Calum Allmond: As Edinburgh tightens net on short-term lets, what are the options for property owners and landlords?

Calum Allmond: As Edinburgh tightens net on short-term lets, what are the options for property owners and landlords?

Calum Allmond

Calum Allmond, head of architectural services at DM Hall Chartered Surveyor, discusses the options available to Edinburgh landlords in light of the increased restrictions on short-term letting.

It was always on the cards that if restrictions were to be introduced on short-term letting in Scotland, Edinburgh would be first out of the blocks. And, sure enough, the council last month introduced a city-wide “control zone”.

The capital, which for obvious reasons is the country’s tourist Mecca, has become a magnet for Airbnb-style short-term lets over the last decade, leading to concerns about housing shortages and perceptions about anti-social behaviour.

Under draft proposals which will now go to Scottish Government Ministers for final approval, property owners will soon need planning permission to be able to operate short-term lettings and will have to apply for a change of use certificate from the planning department.

What is less well known is that the council has always had the power to require planning permission in the event of a material change in environment, such as short-term rentals.

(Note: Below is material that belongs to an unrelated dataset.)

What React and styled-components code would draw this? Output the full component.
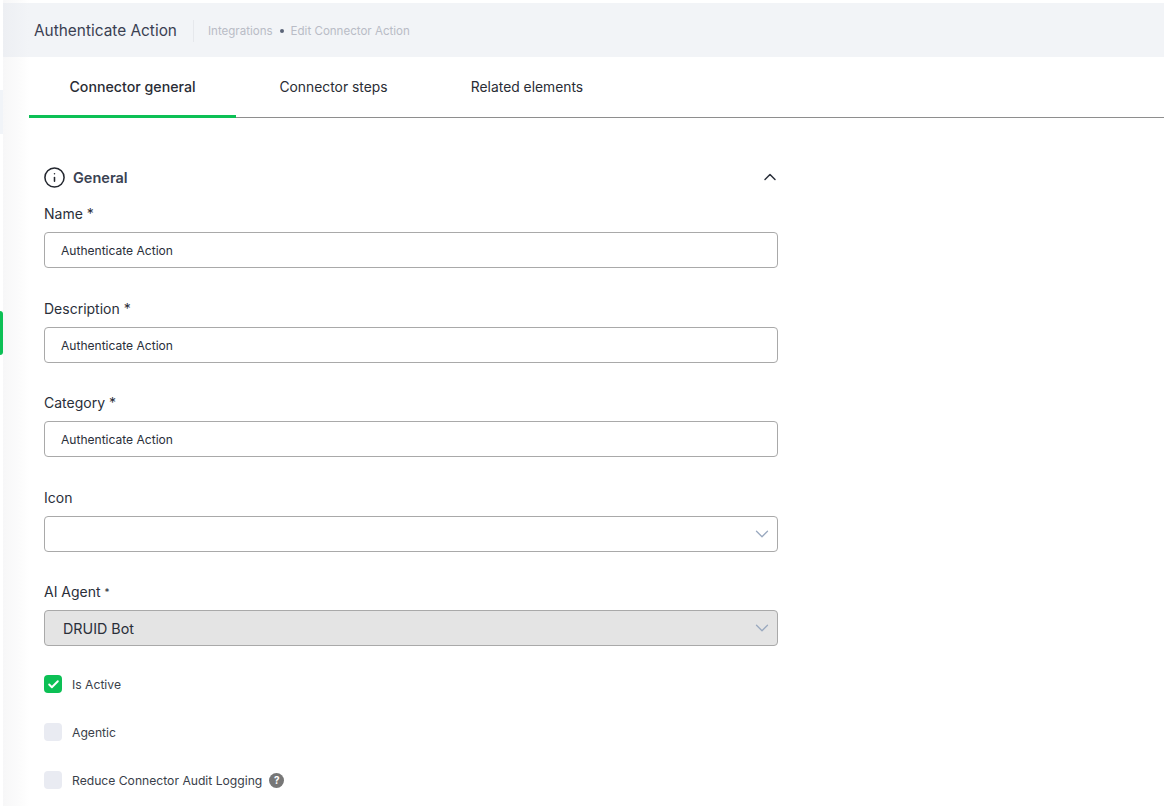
import React from "react";
import styled, { createGlobalStyle } from "styled-components";
import { Check, ChevronDown, ChevronUp, Info } from "lucide-react";

const Global = createGlobalStyle`
  html, body { margin: 0; padding: 0; background: #fff; overflow: hidden; }
  body { font-family: "Inter", "Liberation Sans", sans-serif; color: #2a2f3a; }
`;

const Page = styled.div`
  display: flex;
  width: 1164px;
  height: 806px;
  overflow: hidden;
`;
const Rail = styled.aside`
  position: relative;
  width: 3px;
  flex: none;
  background: #fff;
`;
const RailItem = styled.span`
  position: absolute;
  left: 0;
  top: 90px;
  width: 3px;
  height: 44px;
  background: #f1f4f8;
`;
const RailActive = styled.span`
  position: absolute;
  left: 0;
  top: 311px;
  width: 3px;
  height: 44px;
  background: #0cc055;
  border-radius: 0 4px 4px 0;
`;
const Main = styled.main`
  flex: 1;
  padding-top: 3px;
  min-width: 0;
  background: linear-gradient(90deg, #f7f7f8 0, #fcfcfc 18px, #fff 26px);
`;
const Header = styled.header`
  height: 54px;
  box-sizing: border-box;
  padding: 2px 0 0 31px;
  display: flex;
  align-items: center;
  background: linear-gradient(90deg, #edeff3 0, #f2f4f7 26px);
`;
const Title = styled.h1`
  margin: 0;
  font-size: 15.4px;
  font-weight: 400;
  color: #3a3f52;
  padding-right: 16px;
  border-right: 1px solid #e6e8ec;
  line-height: 22px;
`;
const Crumbs = styled.nav`
  display: flex;
  align-items: center;
  gap: 7px;
  margin-left: 14px;
  font-size: 11.55px;
  color: #b9bcc6;
`;
const Dot = styled.span`
  width: 4px;
  height: 4px;
  border-radius: 50%;
  background: #5b6478;
`;
const Tabs = styled.div`
  display: flex;
  margin-left: 26px;
  height: 61px;
  border-bottom: 1px solid #8e8e8e;
  box-sizing: border-box;
  background: #fff;
`;
const Tab = styled.div`
  width: ${(p) => p.$w}px;
  display: flex;
  align-items: center;
  justify-content: center;
  font-size: ${(p) => (p.$active ? 14.2 : 13.85)}px;
  color: #2a2d35;
  font-weight: ${(p) => (p.$active ? 500 : 400)};
  box-sizing: border-box;
  height: 61px;
  padding-bottom: 2px;
  padding-top: ${(p) => (p.$active ? 3 : 0)}px;
  border-bottom: ${(p) => (p.$active ? "3px solid #0cc055" : "none")};
`;
const Form = styled.section`
  width: 734px;
  margin-left: 41px;
  padding-top: 47px;
`;
const SectionHead = styled.div`
  display: flex;
  align-items: center;
  justify-content: space-between;
  height: 24px;
  margin-bottom: 13px;
`;
const SectionTitle = styled.div`
  display: flex;
  align-items: center;
  gap: 7px;
  font-size: 14.5px;
  font-weight: 600;
  color: #3a4252;
`;
const InfoIcon = styled(Info)`
  margin-left: -1px;
  color: #23272f;
`;
const Collapse = styled(ChevronUp)`
  color: #2a2f3a;
  margin-right: -2px;
`;
const Field = styled.div`
  margin-bottom: ${(p) => p.$mb}px;
`;
const Label = styled.label`
  display: block;
  font-size: 14px;
  line-height: 24px;
  margin-bottom: 6px;
  color: #2a2f3a;
`;
const Small = styled.span`
  font-size: 10px;
  vertical-align: 1px;
`;
const Box = styled.div`
  height: 36px;
  box-sizing: border-box;
  border: 1px solid #a9a9a9;
  border-radius: 4px;
  display: flex;
  align-items: center;
  justify-content: space-between;
  padding: 0 4px 0 ${(p) => (p.$disabled ? 18 : 16)}px;
  font-size: ${(p) => (p.$disabled ? 14.3 : 12.05)}px;
  background: ${(p) => (p.$disabled ? "#e4e4e4" : "#fff")};
  color: #2a2f3a;
`;
const CheckRow = styled.div`
  display: flex;
  align-items: center;
  gap: 10px;
  height: 18px;
  margin-bottom: 30px;
  font-size: 12.15px;
  color: #3a3f4a;
`;
const CheckBox = styled.span`
  width: 18px;
  height: 18px;
  border-radius: 4px;
  display: flex;
  align-items: center;
  justify-content: center;
  background: ${(p) => (p.$on ? "#0cc055" : "#e9ebf2")};
`;
const Help = styled.span`
  width: 15px;
  height: 15px;
  border-radius: 50%;
  background: #777;
  color: #fff;
  font-size: 10px;
  font-weight: 700;
  display: flex;
  align-items: center;
  justify-content: center;
  margin-left: -3px;
`;
const Chev = styled(ChevronDown)`
  color: #9aa9bf;
`;

const fields = [
  ["Name *", "Authenticate Action", 29],
  ["Description *", "Authenticate Action", 28],
  ["Category *", "Authenticate Action", 29],
];

export default function App() {
  return (
    <Page>
      <Global />
      <Rail><RailItem /><RailActive /></Rail>
      <Main>
        <Header>
          <Title>Authenticate Action</Title>
          <Crumbs>
            <span>Integrations</span>
            <Dot />
            <span>Edit Connector Action</span>
          </Crumbs>
        </Header>
        <Tabs>
          <Tab $active $w={207}>Connector general</Tab>
          <Tab $w={195}>Connector steps</Tab>
          <Tab $w={192}>Related elements</Tab>
        </Tabs>
        <Form>
          <SectionHead>
            <SectionTitle>
              <InfoIcon size={23} strokeWidth={1.6} />
              General
            </SectionTitle>
            <Collapse size={20} strokeWidth={1.8} />
          </SectionHead>
          {fields.map(([l, v, mb]) => (
            <Field key={l} $mb={mb}>
              <Label>{l}</Label>
              <Box>{v}</Box>
            </Field>
          ))}
          <Field $mb={28}>
            <Label>Icon</Label>
            <Box><span /><Chev size={22} strokeWidth={1.4} /></Box>
          </Field>
          <Field $mb={29}>
            <Label>AI Agent <Small>*</Small></Label>
            <Box $disabled>DRUID Bot<Chev size={22} strokeWidth={1.4} /></Box>
          </Field>
          <CheckRow>
            <CheckBox $on><Check size={13} strokeWidth={3.5} color="#fff" /></CheckBox>
            Is Active
          </CheckRow>
          <CheckRow>
            <CheckBox />
            Agentic
          </CheckRow>
          <CheckRow>
            <CheckBox />
            Reduce Connector Audit Logging
            <Help>?</Help>
          </CheckRow>
        </Form>
      </Main>
    </Page>
  );
}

The difference is that, from now on, this will be mandatory.

It should be noted that the proposals only apply to secondary lettings, i.e., properties which are not an owner’s primary residence. People will still be able to let out their homes while on holiday, or rooms in their home while they remain in residence.

However, while the new restrictions appear to be forging ahead, it still remains unclear what policies the local authority will eventually apply. The current Development Plan – the overarching guide to future council thinking – makes no mention whatsoever of short-term lets.

Nor, surprisingly, does the document designed to replace it, the City Plan 2030, which again does not concern itself with the issue – making it increasingly difficult for property owners to plan ahead.

One can only speculate at the moment about whether permissions will be granted for continued short-term use, and on what grounds. Nor is there any clarity about whether numerical limits will be imposed.

Were there to be limits, it would be reasonable to assume that applications would be allocated on a first-come, first-served basis, so landlords hoping to remain in the market might be advised to act sooner, rather than later.

There is, of course, an existing provision in law whereby if a short-term let has been operating for more than 10 years, with no action against it by the council and no action to conceal its operation, then it is entitled to a Certificate of Lawfulness to continue operation, though necessary evidence will be required.

As of the start of this month, there have been nine applications so far this year for planning permissions for short-term lets, only two of which have been granted – and they both involved Certificates of Lawfulness.

What to do if applications fail is clearly now a matter of immediate concern for property owners and DM Hall’s specialist rural arm Baird Lumsden is currently embarked on an information campaign around the sales, letting and management options which remain open.

It has gone into the issue in depth, in anticipation that Highland Council will be the next authority to impose short-term let restrictions around the Badenoch and Strathspey area, and is reaching out to concerned parties.

Informed and impartial advice of this nature is something of a port in a storm for property owners who are caught between a rock and a hard place as the restriction net tightens.

There has been anecdotal evidence of landlords exiting the short-term market and moving to longer lets in the private rental sector. But regulation in this sphere of activity is getting stricter all the time, and the imminent New Deal for Tenants will do nothing to ease landlord pain.

On a superficial level, it is easy to understand the council’s hope that properties taken out of short-term lets will find their way back into the housing stock, thus easing ongoing shortages.

But a counter-argument, articulated by bodies such as the Association of Scotland’s Self-Caterers, is that lack of house-building is as much of a contributory factor to shortages, and that short-term lets bring in huge volumes of valuable tourism revenue to the city.

As things are, some smaller operators may indeed be forced to sell up and quit the market, although larger letting concerns will almost certainly continue to jump through the necessary hoops.

In this volatile environment, expert professional advice is the only real safeguard, and prudent property owners and landlords will seek it out as timeously as possible.